**Instructions to follow**
Return each line of the data below verbatim; pictures are to be left out.

[START OF Data block]

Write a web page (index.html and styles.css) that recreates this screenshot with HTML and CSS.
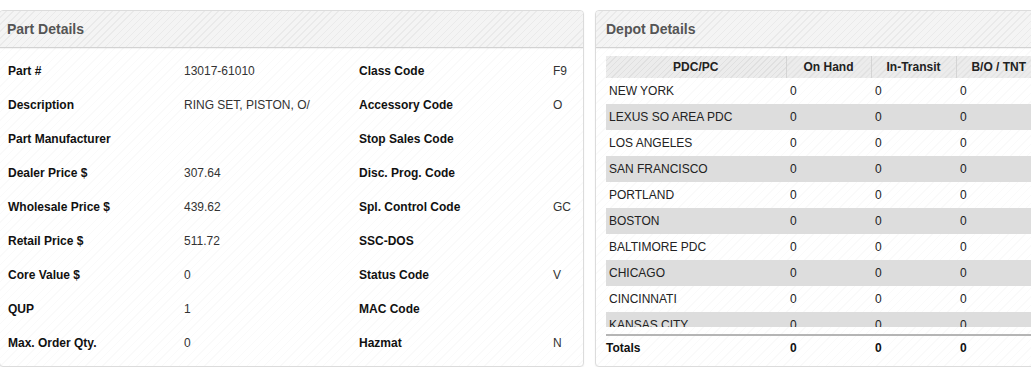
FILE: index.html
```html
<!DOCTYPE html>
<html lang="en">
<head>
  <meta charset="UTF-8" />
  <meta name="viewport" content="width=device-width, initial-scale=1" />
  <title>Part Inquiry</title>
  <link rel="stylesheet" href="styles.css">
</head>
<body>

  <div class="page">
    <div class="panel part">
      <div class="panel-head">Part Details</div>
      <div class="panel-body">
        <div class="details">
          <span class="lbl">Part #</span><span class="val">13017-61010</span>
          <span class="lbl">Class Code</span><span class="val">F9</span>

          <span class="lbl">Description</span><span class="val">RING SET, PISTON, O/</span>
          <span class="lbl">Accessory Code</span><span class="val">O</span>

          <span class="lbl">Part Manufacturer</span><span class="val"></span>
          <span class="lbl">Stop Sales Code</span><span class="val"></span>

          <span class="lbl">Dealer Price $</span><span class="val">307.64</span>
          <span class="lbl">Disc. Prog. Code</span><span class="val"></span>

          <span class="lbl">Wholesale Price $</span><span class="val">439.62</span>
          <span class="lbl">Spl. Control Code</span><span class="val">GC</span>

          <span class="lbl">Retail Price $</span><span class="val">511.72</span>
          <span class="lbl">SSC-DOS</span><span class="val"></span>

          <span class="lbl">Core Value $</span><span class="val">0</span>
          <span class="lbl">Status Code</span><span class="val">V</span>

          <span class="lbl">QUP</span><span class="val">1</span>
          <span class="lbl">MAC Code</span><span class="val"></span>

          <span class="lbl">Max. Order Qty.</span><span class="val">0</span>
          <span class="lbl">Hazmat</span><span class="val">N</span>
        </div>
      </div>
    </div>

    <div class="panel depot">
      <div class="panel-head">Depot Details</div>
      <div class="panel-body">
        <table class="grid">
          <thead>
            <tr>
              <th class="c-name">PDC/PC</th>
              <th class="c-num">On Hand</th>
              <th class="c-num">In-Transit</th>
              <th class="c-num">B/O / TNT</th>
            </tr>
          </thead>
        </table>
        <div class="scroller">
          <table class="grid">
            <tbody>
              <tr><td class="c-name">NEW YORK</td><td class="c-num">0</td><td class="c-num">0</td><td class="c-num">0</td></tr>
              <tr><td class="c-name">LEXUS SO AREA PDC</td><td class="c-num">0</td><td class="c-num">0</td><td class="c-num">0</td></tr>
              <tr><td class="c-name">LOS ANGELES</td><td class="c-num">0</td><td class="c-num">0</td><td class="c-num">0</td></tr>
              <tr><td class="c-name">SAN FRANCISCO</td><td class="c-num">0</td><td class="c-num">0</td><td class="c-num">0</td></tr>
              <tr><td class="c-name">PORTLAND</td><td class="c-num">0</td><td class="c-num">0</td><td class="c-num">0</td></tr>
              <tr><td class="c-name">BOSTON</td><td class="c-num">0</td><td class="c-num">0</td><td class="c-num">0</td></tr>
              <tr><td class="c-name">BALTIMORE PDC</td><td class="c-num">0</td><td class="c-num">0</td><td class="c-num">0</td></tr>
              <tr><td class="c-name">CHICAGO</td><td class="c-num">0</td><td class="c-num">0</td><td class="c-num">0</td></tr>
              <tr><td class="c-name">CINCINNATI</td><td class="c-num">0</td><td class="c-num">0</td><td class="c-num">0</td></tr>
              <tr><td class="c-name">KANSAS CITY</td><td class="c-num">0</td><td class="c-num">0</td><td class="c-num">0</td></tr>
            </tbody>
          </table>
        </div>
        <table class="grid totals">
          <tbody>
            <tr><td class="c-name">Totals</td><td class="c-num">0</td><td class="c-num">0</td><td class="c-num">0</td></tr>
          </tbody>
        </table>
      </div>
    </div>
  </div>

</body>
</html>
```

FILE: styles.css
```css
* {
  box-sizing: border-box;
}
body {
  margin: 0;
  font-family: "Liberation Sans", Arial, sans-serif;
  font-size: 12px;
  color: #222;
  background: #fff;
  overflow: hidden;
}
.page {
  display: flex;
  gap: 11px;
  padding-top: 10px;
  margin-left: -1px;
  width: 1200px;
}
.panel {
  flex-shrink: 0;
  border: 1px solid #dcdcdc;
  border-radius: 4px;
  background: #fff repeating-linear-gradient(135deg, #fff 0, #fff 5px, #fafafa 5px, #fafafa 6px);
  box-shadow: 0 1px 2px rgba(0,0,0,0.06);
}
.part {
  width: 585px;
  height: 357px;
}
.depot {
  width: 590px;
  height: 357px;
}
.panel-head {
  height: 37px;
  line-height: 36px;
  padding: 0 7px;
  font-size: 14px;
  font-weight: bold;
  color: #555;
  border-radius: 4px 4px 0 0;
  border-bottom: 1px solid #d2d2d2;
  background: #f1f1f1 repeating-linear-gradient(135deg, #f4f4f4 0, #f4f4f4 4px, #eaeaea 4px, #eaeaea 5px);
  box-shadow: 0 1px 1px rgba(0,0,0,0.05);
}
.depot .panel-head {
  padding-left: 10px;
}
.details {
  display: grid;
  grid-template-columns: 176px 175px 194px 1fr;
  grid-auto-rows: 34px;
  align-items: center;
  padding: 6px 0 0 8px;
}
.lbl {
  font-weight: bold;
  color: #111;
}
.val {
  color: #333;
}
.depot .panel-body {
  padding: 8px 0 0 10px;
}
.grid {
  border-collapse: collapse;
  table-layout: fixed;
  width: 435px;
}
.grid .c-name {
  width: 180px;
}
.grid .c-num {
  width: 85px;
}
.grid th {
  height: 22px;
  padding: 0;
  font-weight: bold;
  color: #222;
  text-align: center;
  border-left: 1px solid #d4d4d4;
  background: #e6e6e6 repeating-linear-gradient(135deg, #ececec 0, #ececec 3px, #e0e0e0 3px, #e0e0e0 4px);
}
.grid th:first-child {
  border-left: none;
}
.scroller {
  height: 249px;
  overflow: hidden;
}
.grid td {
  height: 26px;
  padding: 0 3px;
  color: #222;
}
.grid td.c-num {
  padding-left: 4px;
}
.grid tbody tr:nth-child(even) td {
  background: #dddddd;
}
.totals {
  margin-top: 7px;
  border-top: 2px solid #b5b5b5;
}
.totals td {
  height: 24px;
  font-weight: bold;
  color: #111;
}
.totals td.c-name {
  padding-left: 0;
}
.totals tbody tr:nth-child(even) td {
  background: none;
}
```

[END OF Data block]

**Solution**
Write a web page (index.html and styles.css) that recreates this screenshot with HTML and CSS.
FILE: index.html
```html
<!DOCTYPE html>
<html lang="en">
<head>
  <meta charset="UTF-8" />
  <meta name="viewport" content="width=device-width, initial-scale=1" />
  <title>Part Inquiry</title>
  <link rel="stylesheet" href="styles.css">
</head>
<body>

  <div class="page">
    <div class="panel part">
      <div class="panel-head">Part Details</div>
      <div class="panel-body">
        <div class="details">
          <span class="lbl">Part #</span><span class="val">13017-61010</span>
          <span class="lbl">Class Code</span><span class="val">F9</span>

          <span class="lbl">Description</span><span class="val">RING SET, PISTON, O/</span>
          <span class="lbl">Accessory Code</span><span class="val">O</span>

          <span class="lbl">Part Manufacturer</span><span class="val"></span>
          <span class="lbl">Stop Sales Code</span><span class="val"></span>

          <span class="lbl">Dealer Price $</span><span class="val">307.64</span>
          <span class="lbl">Disc. Prog. Code</span><span class="val"></span>

          <span class="lbl">Wholesale Price $</span><span class="val">439.62</span>
          <span class="lbl">Spl. Control Code</span><span class="val">GC</span>

          <span class="lbl">Retail Price $</span><span class="val">511.72</span>
          <span class="lbl">SSC-DOS</span><span class="val"></span>

          <span class="lbl">Core Value $</span><span class="val">0</span>
          <span class="lbl">Status Code</span><span class="val">V</span>

          <span class="lbl">QUP</span><span class="val">1</span>
          <span class="lbl">MAC Code</span><span class="val"></span>

          <span class="lbl">Max. Order Qty.</span><span class="val">0</span>
          <span class="lbl">Hazmat</span><span class="val">N</span>
        </div>
      </div>
    </div>

    <div class="panel depot">
      <div class="panel-head">Depot Details</div>
      <div class="panel-body">
        <table class="grid">
          <thead>
            <tr>
              <th class="c-name">PDC/PC</th>
              <th class="c-num">On Hand</th>
              <th class="c-num">In-Transit</th>
              <th class="c-num">B/O / TNT</th>
            </tr>
          </thead>
        </table>
        <div class="scroller">
          <table class="grid">
            <tbody>
              <tr><td class="c-name">NEW YORK</td><td class="c-num">0</td><td class="c-num">0</td><td class="c-num">0</td></tr>
              <tr><td class="c-name">LEXUS SO AREA PDC</td><td class="c-num">0</td><td class="c-num">0</td><td class="c-num">0</td></tr>
              <tr><td class="c-name">LOS ANGELES</td><td class="c-num">0</td><td class="c-num">0</td><td class="c-num">0</td></tr>
              <tr><td class="c-name">SAN FRANCISCO</td><td class="c-num">0</td><td class="c-num">0</td><td class="c-num">0</td></tr>
              <tr><td class="c-name">PORTLAND</td><td class="c-num">0</td><td class="c-num">0</td><td class="c-num">0</td></tr>
              <tr><td class="c-name">BOSTON</td><td class="c-num">0</td><td class="c-num">0</td><td class="c-num">0</td></tr>
              <tr><td class="c-name">BALTIMORE PDC</td><td class="c-num">0</td><td class="c-num">0</td><td class="c-num">0</td></tr>
              <tr><td class="c-name">CHICAGO</td><td class="c-num">0</td><td class="c-num">0</td><td class="c-num">0</td></tr>
              <tr><td class="c-name">CINCINNATI</td><td class="c-num">0</td><td class="c-num">0</td><td class="c-num">0</td></tr>
              <tr><td class="c-name">KANSAS CITY</td><td class="c-num">0</td><td class="c-num">0</td><td class="c-num">0</td></tr>
            </tbody>
          </table>
        </div>
        <table class="grid totals">
          <tbody>
            <tr><td class="c-name">Totals</td><td class="c-num">0</td><td class="c-num">0</td><td class="c-num">0</td></tr>
          </tbody>
        </table>
      </div>
    </div>
  </div>

</body>
</html>
```

FILE: styles.css
```css
* {
  box-sizing: border-box;
}
body {
  margin: 0;
  font-family: "Liberation Sans", Arial, sans-serif;
  font-size: 12px;
  color: #222;
  background: #fff;
  overflow: hidden;
}
.page {
  display: flex;
  gap: 11px;
  padding-top: 10px;
  margin-left: -1px;
  width: 1200px;
}
.panel {
  flex-shrink: 0;
  border: 1px solid #dcdcdc;
  border-radius: 4px;
  background: #fff repeating-linear-gradient(135deg, #fff 0, #fff 5px, #fafafa 5px, #fafafa 6px);
  box-shadow: 0 1px 2px rgba(0,0,0,0.06);
}
.part {
  width: 585px;
  height: 357px;
}
.depot {
  width: 590px;
  height: 357px;
}
.panel-head {
  height: 37px;
  line-height: 36px;
  padding: 0 7px;
  font-size: 14px;
  font-weight: bold;
  color: #555;
  border-radius: 4px 4px 0 0;
  border-bottom: 1px solid #d2d2d2;
  background: #f1f1f1 repeating-linear-gradient(135deg, #f4f4f4 0, #f4f4f4 4px, #eaeaea 4px, #eaeaea 5px);
  box-shadow: 0 1px 1px rgba(0,0,0,0.05);
}
.depot .panel-head {
  padding-left: 10px;
}
.details {
  display: grid;
  grid-template-columns: 176px 175px 194px 1fr;
  grid-auto-rows: 34px;
  align-items: center;
  padding: 6px 0 0 8px;
}
.lbl {
  font-weight: bold;
  color: #111;
}
.val {
  color: #333;
}
.depot .panel-body {
  padding: 8px 0 0 10px;
}
.grid {
  border-collapse: collapse;
  table-layout: fixed;
  width: 435px;
}
.grid .c-name {
  width: 180px;
}
.grid .c-num {
  width: 85px;
}
.grid th {
  height: 22px;
  padding: 0;
  font-weight: bold;
  color: #222;
  text-align: center;
  border-left: 1px solid #d4d4d4;
  background: #e6e6e6 repeating-linear-gradient(135deg, #ececec 0, #ececec 3px, #e0e0e0 3px, #e0e0e0 4px);
}
.grid th:first-child {
  border-left: none;
}
.scroller {
  height: 249px;
  overflow: hidden;
}
.grid td {
  height: 26px;
  padding: 0 3px;
  color: #222;
}
.grid td.c-num {
  padding-left: 4px;
}
.grid tbody tr:nth-child(even) td {
  background: #dddddd;
}
.totals {
  margin-top: 7px;
  border-top: 2px solid #b5b5b5;
}
.totals td {
  height: 24px;
  font-weight: bold;
  color: #111;
}
.totals td.c-name {
  padding-left: 0;
}
.totals tbody tr:nth-child(even) td {
  background: none;
}
```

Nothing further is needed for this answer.